Szenenfoto aus "Juices"
24.05.2024

Selten so humorvoll diskriminierende Strukturen bloßgelegt

„Juices“ über Arbeiter:innen aus dem Osten ihre miesen Job-Bedingungen und Aufsteigsträume – Gastspiel beim Dramatiker:innen-Festival in Graz.

Drei Frauen in Flug- oder Arbeits-Overalls auf einem hohen Bühnen-Podest, zwei davon mit Gurten und Haken. Von der Decke hängen über mehrere Rollen zwei Seile. Werden die also fliegen? Schweben?

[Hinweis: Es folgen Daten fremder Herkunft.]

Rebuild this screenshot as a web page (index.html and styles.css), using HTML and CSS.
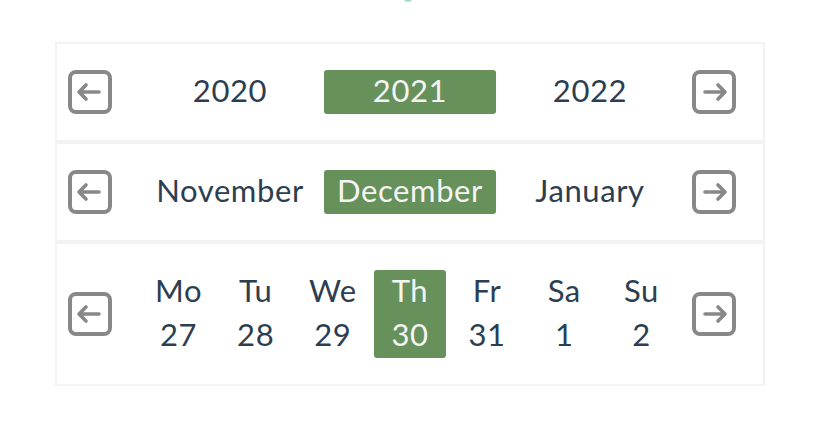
FILE: index.html
```html
<!DOCTYPE html>
<html>
<head>
<meta charset="utf-8">
<link rel="stylesheet" href="styles.css">
</head>
<body>
<div class="logo-tip"></div>
<div class="picker">
  <div class="row">
    <button class="nav-btn" aria-label="Previous year">
      <svg viewBox="0 0 44 44" width="44" height="44"><rect x="2" y="2" width="40" height="40" rx="6"/><path class="arrow" d="M31 22H11M18 15L11 22l7 7"/></svg>
    </button>
    <div class="items">
      <div class="item"><span class="label">2020</span></div>
      <div class="item"><span class="label active">2021</span></div>
      <div class="item"><span class="label">2022</span></div>
    </div>
    <button class="nav-btn" aria-label="Next year">
      <svg viewBox="0 0 44 44" width="44" height="44"><rect x="2" y="2" width="40" height="40" rx="6"/><path class="arrow" d="M13 22h20M26 15L33 22l-7 7"/></svg>
    </button>
  </div>
  <div class="row">
    <button class="nav-btn" aria-label="Previous month">
      <svg viewBox="0 0 44 44" width="44" height="44"><rect x="2" y="2" width="40" height="40" rx="6"/><path class="arrow" d="M31 22H11M18 15L11 22l7 7"/></svg>
    </button>
    <div class="items">
      <div class="item"><span class="label">November</span></div>
      <div class="item"><span class="label active">December</span></div>
      <div class="item"><span class="label">January</span></div>
    </div>
    <button class="nav-btn" aria-label="Next month">
      <svg viewBox="0 0 44 44" width="44" height="44"><rect x="2" y="2" width="40" height="40" rx="6"/><path class="arrow" d="M13 22h20M26 15L33 22l-7 7"/></svg>
    </button>
  </div>
  <div class="row row-days">
    <button class="nav-btn" aria-label="Previous week">
      <svg viewBox="0 0 44 44" width="44" height="44"><rect x="2" y="2" width="40" height="40" rx="6"/><path class="arrow" d="M31 22H11M18 15L11 22l7 7"/></svg>
    </button>
    <div class="days">
      <div class="day"><span class="day-box"><span class="dl">Mo</span><span class="dl">27</span></span></div>
      <div class="day"><span class="day-box"><span class="dl">Tu</span><span class="dl">28</span></span></div>
      <div class="day"><span class="day-box"><span class="dl">We</span><span class="dl">29</span></span></div>
      <div class="day"><span class="day-box active"><span class="dl">Th</span><span class="dl">30</span></span></div>
      <div class="day"><span class="day-box"><span class="dl">Fr</span><span class="dl">31</span></span></div>
      <div class="day"><span class="day-box"><span class="dl">Sa</span><span class="dl">1</span></span></div>
      <div class="day"><span class="day-box"><span class="dl">Su</span><span class="dl">2</span></span></div>
    </div>
    <button class="nav-btn" aria-label="Next week">
      <svg viewBox="0 0 44 44" width="44" height="44"><rect x="2" y="2" width="40" height="40" rx="6"/><path class="arrow" d="M13 22h20M26 15L33 22l-7 7"/></svg>
    </button>
  </div>
</div>
</body>
</html>
```
FILE: styles.css
```css
html, body {
  margin: 0;
  padding: 0;
  background: #ffffff;
}
body {
  font-family: Lato, "Liberation Sans", sans-serif;
  font-weight: 400;
  color: #2c3e50;
  position: relative;
}
.logo-tip {
  position: absolute;
  left: 404px;
  top: -4px;
  width: 8px;
  height: 6px;
  border-radius: 50%;
  background: #a8dcc4;
}
.picker {
  width: 710px;
  margin: 42px 0 0 55px;
}
.row {
  box-sizing: border-box;
  height: 100px;
  border: 2px solid #f3f3f3;
  display: flex;
  align-items: center;
  padding: 0 27px 0 11px;
}
.row-days {
  height: 144px;
}
.nav-btn {
  flex: none;
  width: 44px;
  height: 44px;
  padding: 0;
  margin: 0;
  border: 0;
  background: none;
  display: block;
}
.nav-btn svg {
  display: block;
  fill: none;
  stroke: #888888;
  stroke-width: 4;
  stroke-linecap: round;
  stroke-linejoin: round;
}
.nav-btn svg .arrow {
  stroke-width: 3.6;
}
.items, .days {
  flex: none;
  width: 540px;
  margin: 0 12px 0 28px;
  display: flex;
}
.item {
  width: 180px;
  display: flex;
  justify-content: center;
}
.label {
  box-sizing: border-box;
  height: 44px;
  line-height: 40px;
  padding-bottom: 4px;
  font-size: 31px;
  letter-spacing: 0.6px;
  white-space: nowrap;
}
.label.active {
  width: 172px;
  text-align: center;
  background: #66915b;
  color: #f4f4f4;
  border-radius: 3px;
}
.days {
  display: grid;
  grid-template-columns: repeat(7, 1fr);
}
.day {
  display: flex;
  justify-content: center;
}
.day-box {
  width: 72px;
  height: 88px;
  display: flex;
  flex-direction: column;
  align-items: center;
  border-radius: 3px;
}
.day-box.active {
  background: #66915b;
  color: #f4f4f4;
}
.dl {
  display: block;
  box-sizing: border-box;
  height: 44px;
  line-height: 40px;
  padding-bottom: 4px;
  font-size: 31px;
  letter-spacing: 0.6px;
}
```
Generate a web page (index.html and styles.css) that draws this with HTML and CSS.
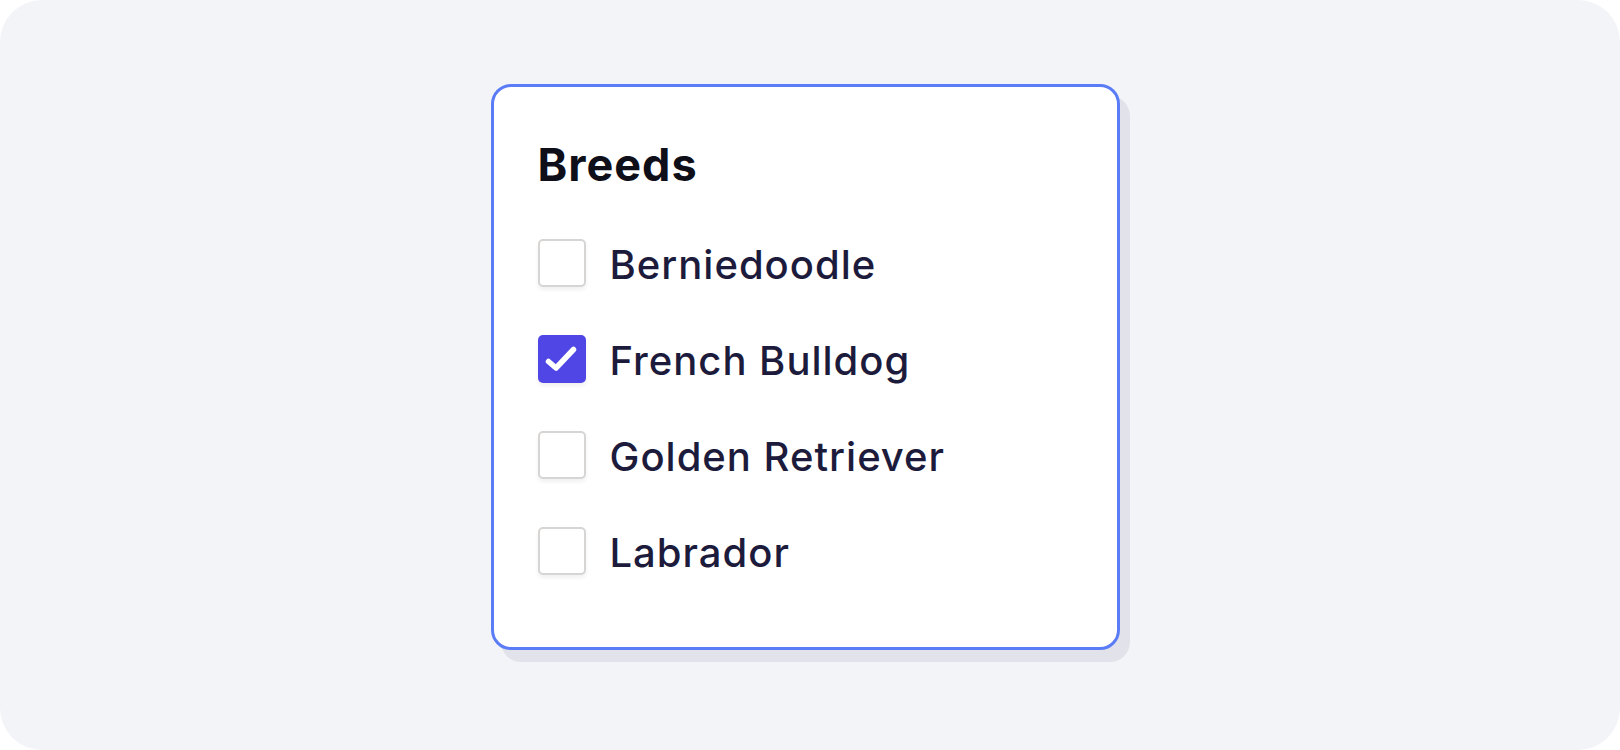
FILE: index.html
```html
<!DOCTYPE html>
<html lang="en">

<head>
    <meta charset="UTF-8">
    <meta name="viewport" content="width=device-width, initial-scale=1.0">
    <title>Breeds</title>
    <link rel="stylesheet" href="styles.css">
</head>

<body>
  <div class="frame">
    <div class="cardWrap">
      <div class="card">
        <h2 class="title">Breeds</h2>
        <div class="list">
          <label class="item">
            <span class="box"></span>
            <span class="name">Berniedoodle</span>
          </label>
          <label class="item">
            <span class="box checked">
              <svg width="48" height="48" viewBox="0 0 48 48"><path d="M10.5 26.5 L18 33 L35.5 14.5" fill="none" stroke="#fff" stroke-width="5.5" stroke-linecap="round" stroke-linejoin="round"/></svg>
            </span>
            <span class="name">French Bulldog</span>
          </label>
          <label class="item">
            <span class="box"></span>
            <span class="name">Golden Retriever</span>
          </label>
          <label class="item">
            <span class="box"></span>
            <span class="name">Labrador</span>
          </label>
        </div>
      </div>
    </div>
  </div>
</body>
</html>
```

FILE: styles.css
```css
body{
    margin: 0;
    background-color: #ffffff;
    font-family: Inter, 'Noto Sans', sans-serif;
}

.frame {
    height: 750px;
    background-color: #f3f4f8;
    border-radius: 42px;
    display: flex;
    align-items: center;
    justify-content: center;
}

.cardWrap {
    padding-right: 10px;
    padding-bottom: 12px;
    margin-top: -4px;
}

.card {
    box-sizing: border-box;
    width: 629px;
    padding: 55px 42px 72px 44px;
    background-color: #ffffff;
    border: 3px solid #5b7cf7;
    border-radius: 20px;
    box-shadow: 10px 12px 0 #e2e3ea;
}

.title {
    margin: 0 0 52px 0;
    font-size: 45px;
    line-height: 45px;
    font-weight: 700;
    letter-spacing: 1px;
    color: #0f0f1a;
}

.list {
    display: flex;
    flex-direction: column;
    gap: 48px;
}

.item {
    display: flex;
    align-items: center;
    gap: 24px;
    height: 48px;
}

.box {
    box-sizing: border-box;
    width: 48px;
    height: 48px;
    border: 2px solid #d7d5d3;
    border-radius: 5px;
    background-color: #ffffff;
    box-shadow: 0 3px 4px rgba(20, 20, 40, 0.06);
}

.box.checked {
    border: none;
    background-color: #4f46e5;
}

.box svg {
    display: block;
}

.name {
    font-size: 40px;
    line-height: 48px;
    padding-top: 3px;
    font-weight: 500;
    letter-spacing: 1px;
    color: #1d1b3c;
}
```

Irgendwie schon – und auch wieder nicht. Ja, es geht um „Aufstieg“. Oder viel mehr um verwehrte Aufstiege. Weil „falsche“ Herkunft. „Irgendwo aus dem Osten“.

Szenenfoto aus
Szenenfoto aus „Juices“

Antoinette Ullrich, Rahel Weiss und Maria Munkert spielen in „Juices“ von Ewe Benbenek (Regie: Kamila Polívková) zu Beginn fast sprachlose Personen – oder eher innere Stimmen – vielleicht auch nur einer einzigen Person. Zwischen Ärger über Ungerechtigkeit, Wut, Wille zum Widerstand und Selbstzweifel an eigenen Fähigkeiten und Kompetenzen, weil immer wieder runtergemacht.

Seitenhieb aufs Theater?

„Sie hatten doch schon mal einen Anfang!“ Wenn es eine neue Chance geben sollte, dann „nur, wenn Sie wirklich was Neues, richtig Großes liefern können!“ Könnte sich vielleicht auch aufs Theater selbst beziehen?!

Szenenfoto aus
Szenenfoto aus „Juices“

Zwar ist das Stück des Nationaltheaters Mannheim, das beim aktuellen Dramatiker:innen-Festival in Graz im Theater am Lend gastiert, in vielen Passagen eindeutig auf Deutschland geschrieben; übrigens immer bewusst als BRD im Gegensatz zum Osten bezeichnet. Dennoch funktioniert es genauso für Österreich – und sicher für so manch andere Länder im „Westen“, vielleicht nur Europas.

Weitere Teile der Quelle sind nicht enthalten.